Hubs of Green Energy: Indian ports prepare to future-proof themselves

Krishna B. Kotak, Chairman, J.M. Baxi Group

The last decade has seen a continuous evolution in global trade. This has led to the creation of a global supply chain for trade and transport. An automobile sold in the US or South America might consist of an engi­ne built in India, electronics from Korea, the electrical system manufactured in the Europe­an Union and tyres made in Malaysia. Such de­di­cated supply chains have led to significant infrastructural developments across different regions worldwide.

The last decade has also seen India growing into a $3.75 trillion economy to become the fifth largest economy in the world. Specifically, in the port sector, India has almost tripled its capacity. This growth trend has resulted in India embracing the realities of efficient global trade. Larger ships across all types of shipping, such as containers, dry bulk, liquid tankers, gas carriers and car carriers, have to be en­ab­led and handled at ports. The new ports and terminals have achieved the required draughts to enable the same. The technology and equipment needed to enable the productivity required for large ships have also been increasingly deployed.

The government and various regulatory authorities have led from the front, ensuring digitalisation and electronic connectivity for all communication and actions. India is future-proofed.

One of the two major upcoming trends is the diversification of supply chains to make them more robust and less dependent on only one or two sources. This presents a once-in-a-century opportunity for India. The next wave of opportunities will need a foundation of clean, green manufacturing. Across the entire supply chain, carbon emissions and green gas emissions are going to be seriously scrutinised. We will, therefore, transit from a relatively heavy fossil fuel-driven port and transport sector to a green energy-driven port and transport sector.

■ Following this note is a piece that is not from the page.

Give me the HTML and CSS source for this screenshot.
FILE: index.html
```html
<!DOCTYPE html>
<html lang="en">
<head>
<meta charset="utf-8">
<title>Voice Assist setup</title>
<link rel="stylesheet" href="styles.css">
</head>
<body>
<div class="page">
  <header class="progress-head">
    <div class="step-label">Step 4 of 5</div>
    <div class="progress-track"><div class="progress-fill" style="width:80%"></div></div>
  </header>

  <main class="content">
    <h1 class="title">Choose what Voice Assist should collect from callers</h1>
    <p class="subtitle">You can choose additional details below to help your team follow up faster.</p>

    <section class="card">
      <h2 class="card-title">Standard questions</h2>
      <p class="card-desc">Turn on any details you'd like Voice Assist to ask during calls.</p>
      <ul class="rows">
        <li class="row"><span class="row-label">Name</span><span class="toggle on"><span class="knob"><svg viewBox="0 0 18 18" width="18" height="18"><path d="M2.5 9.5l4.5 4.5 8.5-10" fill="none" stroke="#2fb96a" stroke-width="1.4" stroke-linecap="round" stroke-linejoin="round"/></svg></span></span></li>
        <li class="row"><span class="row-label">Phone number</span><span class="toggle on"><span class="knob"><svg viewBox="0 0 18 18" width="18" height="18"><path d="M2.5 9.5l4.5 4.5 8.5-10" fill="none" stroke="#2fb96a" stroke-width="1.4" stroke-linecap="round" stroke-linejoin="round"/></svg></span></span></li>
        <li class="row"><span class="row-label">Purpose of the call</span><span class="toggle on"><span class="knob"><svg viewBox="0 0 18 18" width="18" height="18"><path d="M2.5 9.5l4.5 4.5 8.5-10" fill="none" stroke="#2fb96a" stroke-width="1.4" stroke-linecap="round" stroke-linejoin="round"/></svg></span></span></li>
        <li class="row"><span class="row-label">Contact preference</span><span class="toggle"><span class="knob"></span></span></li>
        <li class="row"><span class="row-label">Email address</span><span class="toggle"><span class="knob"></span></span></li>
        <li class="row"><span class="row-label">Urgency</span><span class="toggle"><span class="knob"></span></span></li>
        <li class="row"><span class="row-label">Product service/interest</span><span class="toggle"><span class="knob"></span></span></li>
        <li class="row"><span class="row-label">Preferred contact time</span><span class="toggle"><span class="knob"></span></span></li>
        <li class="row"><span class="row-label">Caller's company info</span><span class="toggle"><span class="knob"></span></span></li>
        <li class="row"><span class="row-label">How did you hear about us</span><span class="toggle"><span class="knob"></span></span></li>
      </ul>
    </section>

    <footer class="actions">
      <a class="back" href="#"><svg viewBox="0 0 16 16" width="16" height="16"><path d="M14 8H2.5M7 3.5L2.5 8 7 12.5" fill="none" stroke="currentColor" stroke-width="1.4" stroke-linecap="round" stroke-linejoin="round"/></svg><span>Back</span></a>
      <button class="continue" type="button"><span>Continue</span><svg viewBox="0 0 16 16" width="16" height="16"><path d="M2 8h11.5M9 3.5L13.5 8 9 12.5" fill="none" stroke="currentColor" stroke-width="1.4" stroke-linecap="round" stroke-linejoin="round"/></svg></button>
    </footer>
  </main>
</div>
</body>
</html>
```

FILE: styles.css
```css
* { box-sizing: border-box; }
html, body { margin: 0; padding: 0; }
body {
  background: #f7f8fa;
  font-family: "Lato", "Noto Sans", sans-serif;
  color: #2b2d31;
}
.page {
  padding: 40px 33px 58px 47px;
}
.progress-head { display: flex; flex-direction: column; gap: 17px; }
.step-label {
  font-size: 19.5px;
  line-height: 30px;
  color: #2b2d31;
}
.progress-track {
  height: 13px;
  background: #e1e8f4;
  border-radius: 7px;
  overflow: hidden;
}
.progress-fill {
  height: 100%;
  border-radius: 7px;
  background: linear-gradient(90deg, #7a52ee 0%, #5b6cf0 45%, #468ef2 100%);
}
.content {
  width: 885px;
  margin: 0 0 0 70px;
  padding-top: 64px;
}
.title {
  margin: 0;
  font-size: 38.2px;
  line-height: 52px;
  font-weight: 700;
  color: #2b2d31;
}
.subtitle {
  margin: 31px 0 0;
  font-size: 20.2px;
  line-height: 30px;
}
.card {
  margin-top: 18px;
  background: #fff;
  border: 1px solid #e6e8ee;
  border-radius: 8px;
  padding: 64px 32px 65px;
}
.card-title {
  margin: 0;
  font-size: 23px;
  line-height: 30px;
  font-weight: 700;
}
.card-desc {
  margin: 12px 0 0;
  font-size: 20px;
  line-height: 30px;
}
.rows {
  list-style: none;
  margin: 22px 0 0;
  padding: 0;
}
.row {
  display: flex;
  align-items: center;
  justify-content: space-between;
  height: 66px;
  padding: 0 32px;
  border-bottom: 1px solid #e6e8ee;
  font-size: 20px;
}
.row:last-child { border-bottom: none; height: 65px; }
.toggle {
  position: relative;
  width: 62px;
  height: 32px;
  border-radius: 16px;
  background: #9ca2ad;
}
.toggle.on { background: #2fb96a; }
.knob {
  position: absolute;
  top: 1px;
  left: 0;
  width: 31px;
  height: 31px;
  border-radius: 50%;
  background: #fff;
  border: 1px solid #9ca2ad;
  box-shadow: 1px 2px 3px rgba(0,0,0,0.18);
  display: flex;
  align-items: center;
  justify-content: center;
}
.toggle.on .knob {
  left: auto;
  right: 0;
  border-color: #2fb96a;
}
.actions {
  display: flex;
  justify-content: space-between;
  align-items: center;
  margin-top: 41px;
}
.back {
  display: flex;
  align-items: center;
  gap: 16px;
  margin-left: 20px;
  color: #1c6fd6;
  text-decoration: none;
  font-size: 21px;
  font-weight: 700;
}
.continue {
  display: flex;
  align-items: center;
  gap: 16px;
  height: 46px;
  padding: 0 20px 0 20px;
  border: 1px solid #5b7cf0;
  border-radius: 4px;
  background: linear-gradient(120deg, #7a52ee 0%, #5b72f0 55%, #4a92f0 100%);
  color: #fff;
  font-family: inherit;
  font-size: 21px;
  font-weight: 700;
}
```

Indian ports are preparing themselves to become hubs of green energy. Port and terminal operators are gearing up to produce green energy within ports to ensure that Indian ports are not only zero carbon emitting ports handling all commodities, but are also in a position to supply green, clean power to ships as required by the International Maritime Organization. The government has taken far-sighted and far-reaching de­ci­sions and is designing various policies to en­able this dramatic transformation. The next few years should see Indian ports ranked among the top five, if not top three, of the most future-proo­fed ports in the world. These developments are seeing large-scale, multi-billion-dollar investments in the port sector to ensure global competitiveness of Indian trade.

The sheer scale and size of India’s vibrant, growing economy and population will demand ports and transport infrastructure that is best in class and has the highest standard in terms of scope, scale and size.

A key upcoming trend is the diversification of supply chains to make them more robust and less dependent on only one or two sources. This presents a once-in-a-century opportunity for India.

The path-breaking production-linked incentive schemes targeted at specific industries such as electronics and textiles are beginning to see success and growth. The impressive increa­se in smartphone exports signifies an advancement up the value chain of manufacturing, whi­ch is one of the key steps for economic growth. Simply put, from iron ore to steel production to engineering goods, there is a growth in the manufacturing value chain. Similar progress in agriculture and food processing will lead to tremendous growth and progress in the Indian economy. A significant area of challenge and opportunity pertains to ship owning and ship operating. In order to provide support to Indian trade and industry, it is necessary to have robust and adequate shipping capacity. Compared to other maritime trade nations such as Germany, France, Japan, China and the US, India lacks adequate flagged shipping capability, which not only hampers the capability of our merchandise trade but also compromises the competitiveness of Indian exporters and manufacturers.

All modes of transport such as ships, roa­ds, vehicles and rail rolling equipment are un­dergoing major transitions and transformatio­ns. The propulsion methods, engines and fuels are likely to become unrecognisable. Both In­dia and the world are on the cusp of a dramatic change. The successful companies and co­untries will be those that can embrace the change and also lead this change.

India is truly at an interesting and enticing point of time in its history. The next few years will see India taking confident strides, transitioning from the present to the future. The J.M. Baxi Group is fortunate to be an active participant in this transition. The group, in alignment with India’s progress, will continue to transform and be resilient, robust and relevant in this transformation journey.